14. An underground mining sampler as defined in claim 11, wherein said elongated guide is directly mounted on said all -position actuator.

15. An underground mining sampler as defined in claim 14, wherein said all-position actuator is adapted to rotate said elongated guide in two perpendicular planes.

16. An underground mining sampler as defined in claim 15, wherein said all-position actuator is mounted on a mounting column extending upwardly from a bottom wall of said personnel basket.

17. An underground mining sampler as defined in claim 8, wherein said rock saw includes a pair of spaced-apart circular cutting blades.

18. An underground mining sampler as defined in claim 17, wherein said cutting blades are mounted on a shaft keyed on a motor drive shaft .

19. An underground mining sampler as defined in claim 18, wherein said shaft is journaled at one end thereof in an outboard sealed bearing located in an outward bearing holder.

20. An underground mining sampler as defined in claim 8, wherein said rock saw is provided with a safety guard, said safety guard having a dust outlet adapted to be connected in flow communication to collecting means, thereby allowing said safety guard to act as a dust pick-up device.

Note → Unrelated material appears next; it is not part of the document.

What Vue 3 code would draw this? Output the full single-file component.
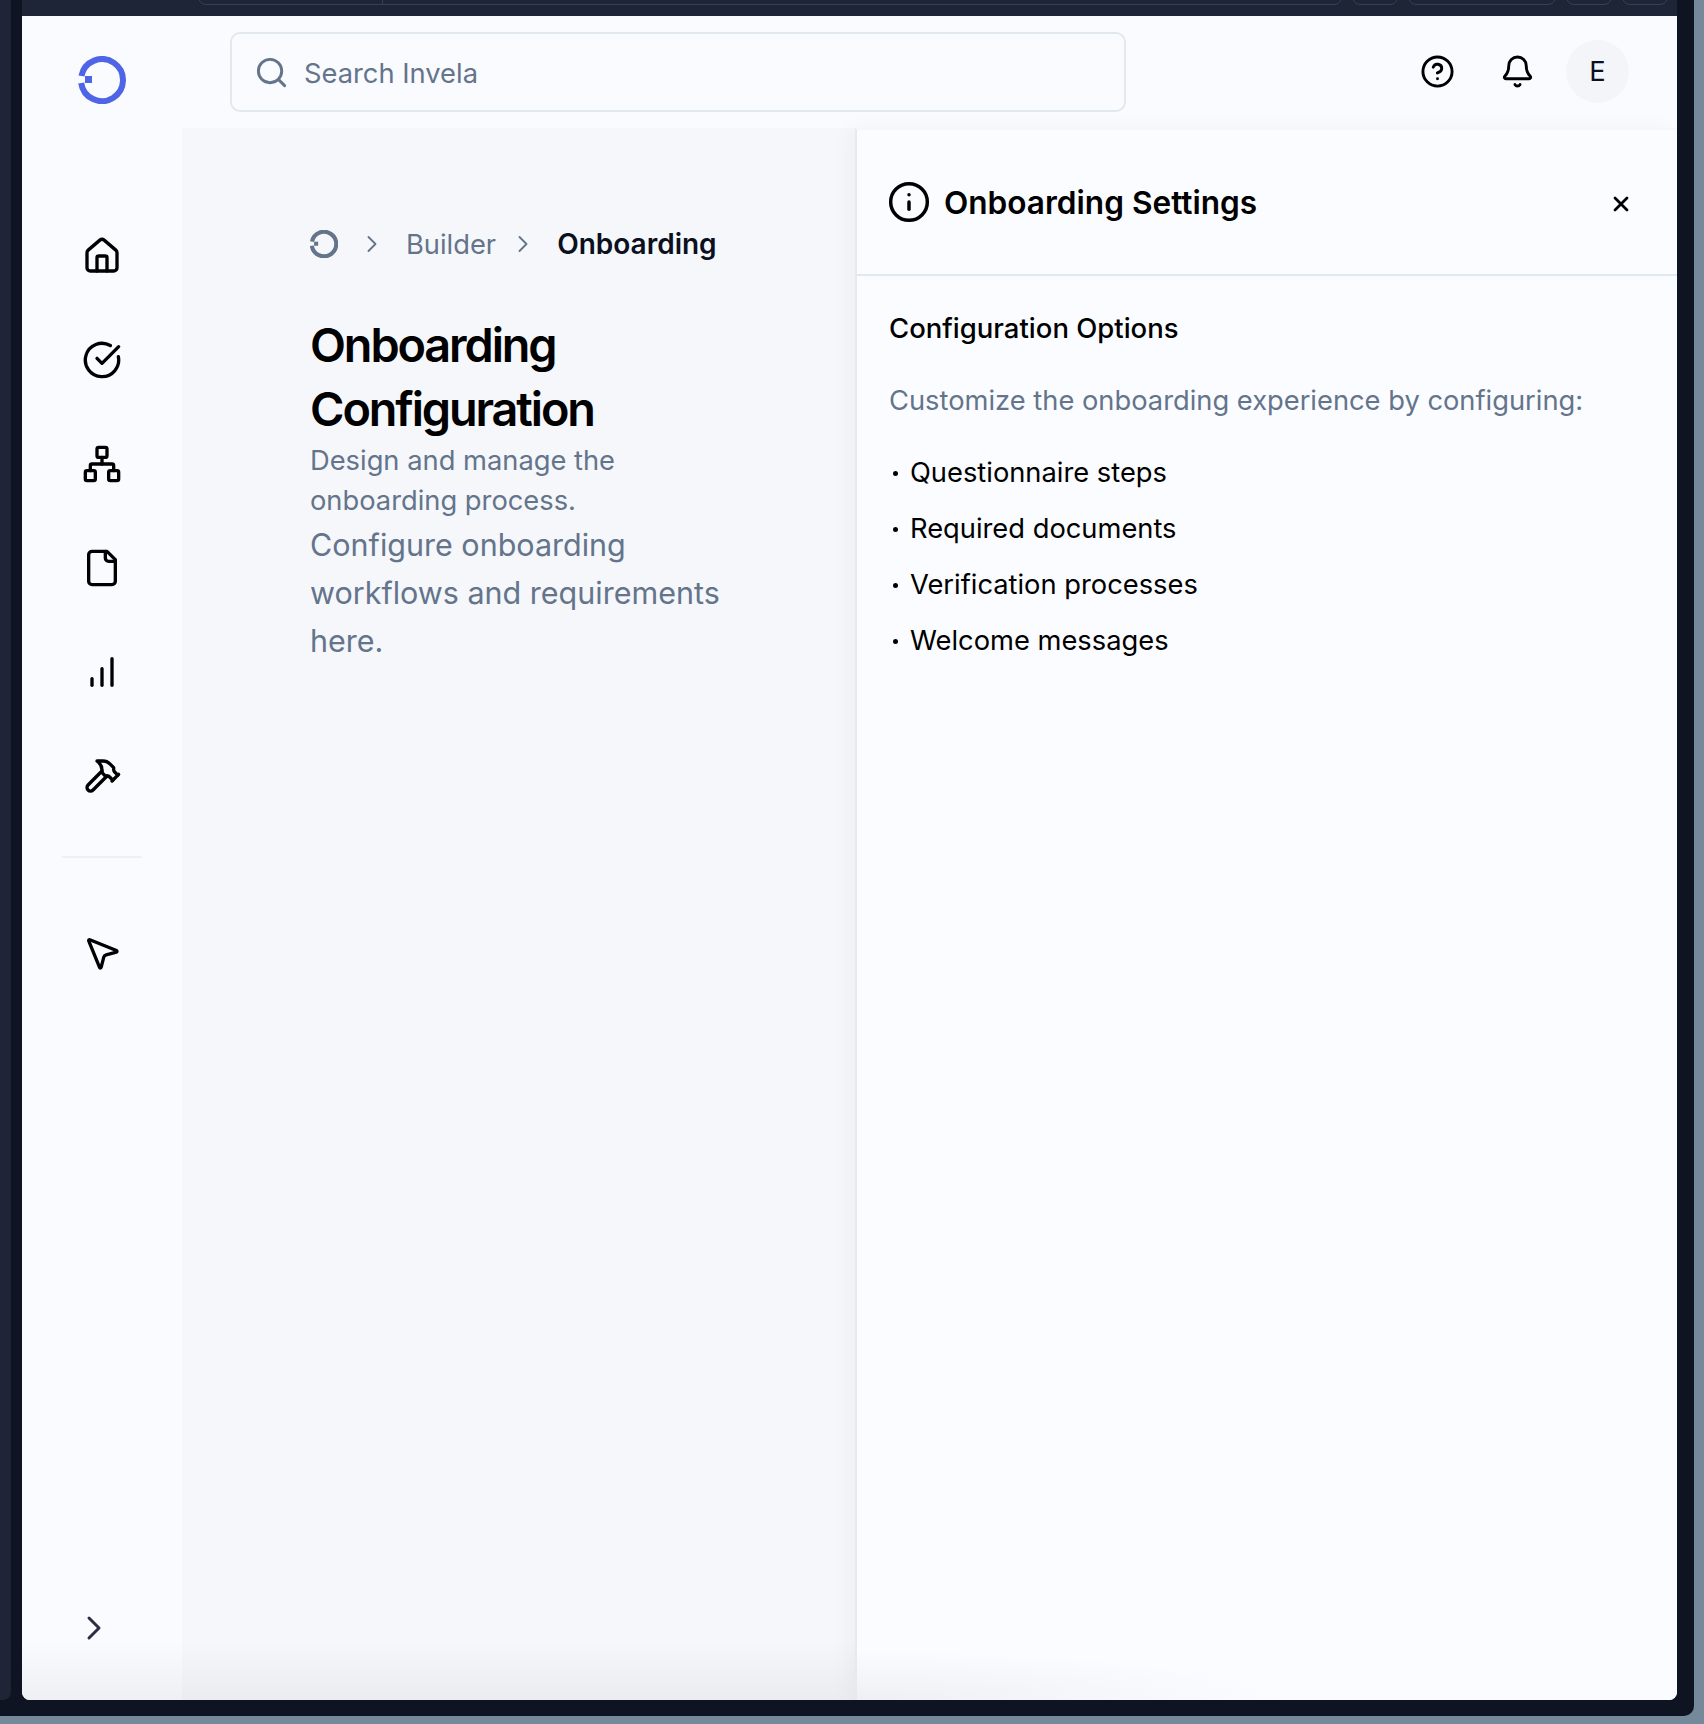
<template>
  <div class="desktop">
    <div class="frame">
      <div class="edge-strip"></div>
      <div class="window-col">
        <div class="tab-bar">
          <div class="tab-url">
            <span class="tab-url-start"></span>
          </div>
          <span class="tab-pill" style="width: 46px"></span>
          <span class="tab-pill" style="width: 148px"></span>
          <span class="tab-pill" style="width: 46px"></span>
          <span class="tab-pill" style="width: 46px"></span>
        </div>
        <div class="window">
          <aside class="sidebar">
            <svg class="logo" viewBox="0 0 48 48" fill="none">
              <path d="M3.4 20A21 21 0 1 1 3.2 27" stroke="#4f65e5" stroke-width="6" />
              <rect x="7" y="20" width="7" height="7" fill="#4f65e5" />
            </svg>
            <nav class="nav">
              <span v-for="item in navItems" :key="item.name" class="nav-item">
                <svg class="nav-icon" viewBox="0 0 24 24" fill="none" stroke="currentColor" stroke-width="2" stroke-linecap="round" stroke-linejoin="round">
                  <path v-for="d in item.paths" :key="d" :d="d" />
                  <rect v-for="r in item.rects || []" :key="r.x + '-' + r.y" :x="r.x" :y="r.y" width="6" height="6" rx="1" />
                </svg>
              </span>
            </nav>
            <div class="nav-divider"></div>
            <span class="nav-item">
              <svg class="nav-icon" viewBox="0 0 24 24" fill="none" stroke="currentColor" stroke-width="2" stroke-linecap="round" stroke-linejoin="round">
                <path d="M4.037 4.688a.495.495 0 0 1 .651-.651l16 6.5a.5.5 0 0 1-.063.947l-6.124 1.58a2 2 0 0 0-1.438 1.435l-1.579 6.126a.5.5 0 0 1-.947.063z" />
              </svg>
            </span>
            <svg class="collapse" viewBox="0 0 24 24" fill="none" stroke="currentColor" stroke-width="1.8" stroke-linecap="round" stroke-linejoin="round">
              <path d="m9 18 6-6-6-6" />
            </svg>
          </aside>

          <header class="topbar">
            <div class="search">
              <svg class="search-icon" viewBox="0 0 24 24" fill="none" stroke="currentColor" stroke-width="2" stroke-linecap="round" stroke-linejoin="round">
                <circle cx="11" cy="11" r="8" />
                <path d="m21 21-4.3-4.3" />
              </svg>
              <span class="search-text">Search Invela</span>
            </div>
            <div class="top-actions">
              <span class="top-action">
                <svg viewBox="0 0 24 24" fill="none" stroke="currentColor" stroke-width="2" stroke-linecap="round" stroke-linejoin="round">
                  <circle cx="12" cy="12" r="10" />
                  <path d="M9.09 9a3 3 0 0 1 5.83 1c0 2-3 3-3 3" />
                  <path d="M12 17h.01" />
                </svg>
              </span>
              <span class="top-action">
                <svg viewBox="0 0 24 24" fill="none" stroke="currentColor" stroke-width="2" stroke-linecap="round" stroke-linejoin="round">
                  <path d="M10.268 21a2 2 0 0 0 3.464 0" />
                  <path d="M3.262 15.326A1 1 0 0 0 4 17h16a1 1 0 0 0 .74-1.673C19.41 13.956 18 12.499 18 8A6 6 0 0 0 6 8c0 4.499-1.411 5.956-2.738 7.326" />
                </svg>
              </span>
              <span class="top-action avatar">E</span>
            </div>
          </header>

          <div class="body">
            <main class="main">
              <div class="crumbs">
                <svg class="crumb-logo" viewBox="0 0 48 48" fill="none">
                  <path d="M3.4 20A21 21 0 1 1 3.2 27" stroke="#64748b" stroke-width="7" />
                  <rect x="7" y="20" width="7" height="7" fill="#64748b" />
                </svg>
                <svg class="crumb-sep" viewBox="0 0 24 24" fill="none" stroke="currentColor" stroke-width="1.6" stroke-linecap="round" stroke-linejoin="round">
                  <path d="m9 18 6-6-6-6" />
                </svg>
                <span class="crumb builder">Builder</span>
                <svg class="crumb-sep" viewBox="0 0 24 24" fill="none" stroke="currentColor" stroke-width="1.6" stroke-linecap="round" stroke-linejoin="round">
                  <path d="m9 18 6-6-6-6" />
                </svg>
                <span class="crumb current">Onboarding</span>
              </div>
              <h1 class="title">Onboarding Configuration</h1>
              <p class="subtitle">Design and manage the onboarding process.</p>
              <p class="lead">Configure onboarding workflows and requirements here.</p>
            </main>

            <section class="panel">
              <div class="panel-head">
                <svg class="info" viewBox="0 0 24 24" fill="none" stroke="currentColor" stroke-width="1.9" stroke-linecap="round" stroke-linejoin="round">
                  <circle cx="12" cy="12" r="10" />
                  <path d="M12 16v-4" />
                  <path d="M12 8h.01" />
                </svg>
                <h2 class="panel-title">Onboarding Settings</h2>
                <svg class="close" viewBox="0 0 16 16" fill="none" stroke="currentColor" stroke-width="2.8" stroke-linecap="round">
                  <path d="M2 2l12 12M14 2L2 14" />
                </svg>
              </div>
              <div class="panel-body">
                <h3 class="options-title">Configuration Options</h3>
                <p class="options-text">Customize the onboarding experience by configuring:</p>
                <ul class="options">
                  <li v-for="opt in options" :key="opt">{{ opt }}</li>
                </ul>
              </div>
            </section>
          </div>
        </div>
      </div>
    </div>
  </div>
</template>

<script setup>
const navItems = [
  {
    name: 'home',
    paths: [
      'M15 21v-8a1 1 0 0 0-1-1h-4a1 1 0 0 0-1 1v8',
      'M3 10a2 2 0 0 1 .709-1.528l7-5.999a2 2 0 0 1 2.582 0l7 5.999A2 2 0 0 1 21 10v9a2 2 0 0 1-2 2H5a2 2 0 0 1-2-2z'
    ]
  },
  { name: 'tasks', paths: ['M21.801 10A10 10 0 1 1 17 3.335', 'm9 11 3 3L22 4'] },
  {
    name: 'network',
    paths: ['M5 16v-3a1 1 0 0 1 1-1h12a1 1 0 0 1 1 1v3', 'M12 12V8'],
    rects: [{ x: 16, y: 16 }, { x: 2, y: 16 }, { x: 9, y: 2 }]
  },
  {
    name: 'files',
    paths: [
      'M15 2H6a2 2 0 0 0-2 2v16a2 2 0 0 0 2 2h12a2 2 0 0 0 2-2V7Z',
      'M14 2v4a2 2 0 0 0 2 2h4'
    ]
  },
  { name: 'insights', paths: ['M12 20v-10', 'M18 20V4', 'M6 20v-4'] },
  {
    name: 'builder',
    paths: [
      'm15 12-8.373 8.373a1 1 0 1 1-3-3L12 9',
      'm18 15 4-4',
      'm21.5 11.5-1.914-1.914A2 2 0 0 1 19 8.172V7l-2.26-2.26a6 6 0 0 0-4.202-1.756L9 2.96l.92.82A6.18 6.18 0 0 1 12 8.4V10l2 2h1.172a2 2 0 0 1 1.414.586L18.5 14.5'
    ]
  }
];

const options = [
  'Questionnaire steps',
  'Required documents',
  'Verification processes',
  'Welcome messages'
];
</script>

<style>
html,
body {
  margin: 0;
  background: #748a9a;
}
</style>

<style scoped>
* {
  box-sizing: border-box;
}
.desktop {
  width: 1704px;
  height: 1724px;
  background: #748a9a;
  font-family: Inter, "Liberation Sans", sans-serif;
  overflow: hidden;
}
.frame {
  width: 1694px;
  height: 1716px;
  display: flex;
  background: #0e1421;
  border-bottom-right-radius: 10px;
}
.edge-strip {
  width: 11px;
  height: 1700px;
  margin-right: 11px;
  background: #1e2537;
  border-bottom-right-radius: 8px;
}
.window-col {
  width: 1655px;
  display: flex;
  flex-direction: column;
}
.tab-bar {
  height: 16px;
  padding-left: 176px;
  padding-right: 9px;
  display: flex;
  gap: 10px;
  background: #1e2537;
  overflow: hidden;
}
.tab-url {
  flex: 1;
  height: 22px;
  margin-top: -17px;
  border: 1.5px solid #383f54;
  border-radius: 8px;
  padding-left: 183px;
}
.tab-url-start {
  display: block;
  height: 100%;
  border-left: 1.5px solid #383f54;
}
.tab-pill {
  height: 22px;
  margin-top: -17px;
  border: 1.5px solid #383f54;
  border-radius: 8px;
}
.window {
  height: 1684px;
  display: grid;
  grid-template-columns: 160px 1fr;
  grid-template-rows: 112px 1fr;
  background: #fafbff;
  border-radius: 0 0 8px 8px;
  overflow: hidden;
}
.sidebar {
  grid-row: 1 / 3;
  display: flex;
  flex-direction: column;
  align-items: center;
  background: linear-gradient(to bottom, #fafbff calc(100% - 60px), #eff0f3);
}
.logo {
  width: 48px;
  height: 48px;
  margin-top: 40px;
  flex: none;
}
.nav {
  margin-top: 130px;
  display: flex;
  flex-direction: column;
  gap: 60px;
}
.nav-item {
  width: 44px;
  height: 44px;
  display: flex;
  align-items: center;
  justify-content: center;
  color: #000;
}
.nav-icon {
  display: block;
  width: 40px;
  height: 40px;
}
.nav-divider {
  width: 80px;
  height: 2px;
  margin: 58px 0 73px;
  background: #eef0f6;
}
.collapse {
  width: 40px;
  height: 40px;
  margin-top: auto;
  margin-bottom: 52px;
  margin-right: 16px;
  color: #2b2f42;
}
.topbar {
  display: flex;
  align-items: flex-start;
  justify-content: space-between;
  padding: 16px 48px 0 48px;
}
.search {
  width: 896px;
  height: 80px;
  display: flex;
  align-items: center;
  gap: 15px;
  padding-left: 22px;
  border: 2px solid #e2e8f0;
  border-radius: 10px;
  color: #64748b;
}
.search-icon {
  width: 35px;
  height: 35px;
}
.search-text {
  font-size: 27.3px;
  padding-top: 2px;
}
.top-actions {
  display: flex;
  align-items: center;
  gap: 17px;
  margin-top: 8px;
}
.top-action {
  width: 63px;
  height: 63px;
  display: flex;
  align-items: center;
  justify-content: center;
  color: #000;
}
.top-action svg {
  width: 35px;
  height: 35px;
}
.avatar {
  border-radius: 50%;
  background: #f3f5f9;
  font-size: 27.3px;
  color: #0a1020;
}
.body {
  display: flex;
  min-height: 0;
}
.main {
  flex: 1;
  padding: 96px 128px 0;
  background: linear-gradient(to bottom, #f5f7fb calc(100% - 60px), #ebecef);
}
.crumbs {
  display: flex;
  align-items: center;
  gap: 20px;
  height: 40px;
  white-space: nowrap;
  color: #64748b;
}
.crumb-logo {
  width: 28px;
  height: 28px;
}
.crumb-sep {
  width: 28px;
  height: 28px;
}
.crumb {
  font-size: 27.3px;
}
.builder {
  margin-right: -7px;
}
.current {
  color: #0a1020;
  font-size: 28px;
  font-weight: 600;
}
.title {
  margin: 49px 0 0;
  font-size: 46.8px;
  line-height: 64px;
  font-weight: 600;
  letter-spacing: -2.1px;
  color: #000;
}
.subtitle {
  margin: 0;
  font-size: 27.3px;
  line-height: 40px;
  color: #64748b;
}
.lead {
  margin: 0;
  font-size: 30.5px;
  line-height: 48px;
  color: #64748b;
}
.panel {
  position: relative;
  width: 822px;
  border-left: 2px solid #e6e9ee;
  border-top: 2px solid #f5f7fb;
  background: radial-gradient(ellipse 430px 50px at 0 100%, #eff0f3, rgba(239, 240, 243, 0)) #fbfcff;
  box-shadow: -6px 0 20px rgba(15, 23, 42, 0.035);
}
.panel-head {
  height: 146px;
  display: flex;
  align-items: center;
  padding: 0 48px 0 30px;
  border-bottom: 2px solid #e2e8f0;
}
.info {
  width: 44px;
  height: 44px;
  color: #000;
  flex: none;
}
.panel-title {
  margin: 0 0 0 13px;
  flex: 1;
  font-size: 31.6px;
  font-weight: 600;
  color: #000;
}
.close {
  width: 16px;
  height: 16px;
  margin-top: 4px;
  color: #000;
}
.panel-body {
  padding: 32px 32px 0;
}
.options-title {
  margin: 0;
  font-size: 27.5px;
  line-height: 40px;
  font-weight: 500;
  color: #000;
}
.options-text {
  margin: 33px 0 0;
  font-size: 27.3px;
  line-height: 40px;
  color: #64748b;
}
.options {
  list-style: none;
  margin: 32px 0 0;
  padding: 0;
}
.options li {
  position: relative;
  padding-left: 21px;
  height: 40px;
  margin-bottom: 16px;
  font-size: 27.3px;
  line-height: 40px;
  color: #000;
}
.options li::before {
  content: "";
  position: absolute;
  left: 4px;
  top: 18px;
  width: 5px;
  height: 5px;
  border-radius: 50%;
  background: #000;
}
</style>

21. An underground mining sampler as defined in claim 1, wherein said carrier is a motorized mobile carrier.

22. An underground mining sampler as defined in claim 1, wherein said personal basket is pivotally mounted to a distal end portion of said boom so as to be self-leveling .

23. An underground mining sampler as defined in claim 1, wherein said boom is pivotally mounted to said carrier for pivotal movement about two perpendicular axes so as to allow the boom to be swung laterally and pivoted vertically relative to the carrier.

24. An underground mining sampler as defined in claim 23, wherein said boom is telescopic.

25. A method for sampling minerals from a rock surface, comprising the steps of: drilling or cutting into the rock surface, and drawing dust samples generated by the drilling or cutting operation into a container where the dust samples are stored for subsequent analysis.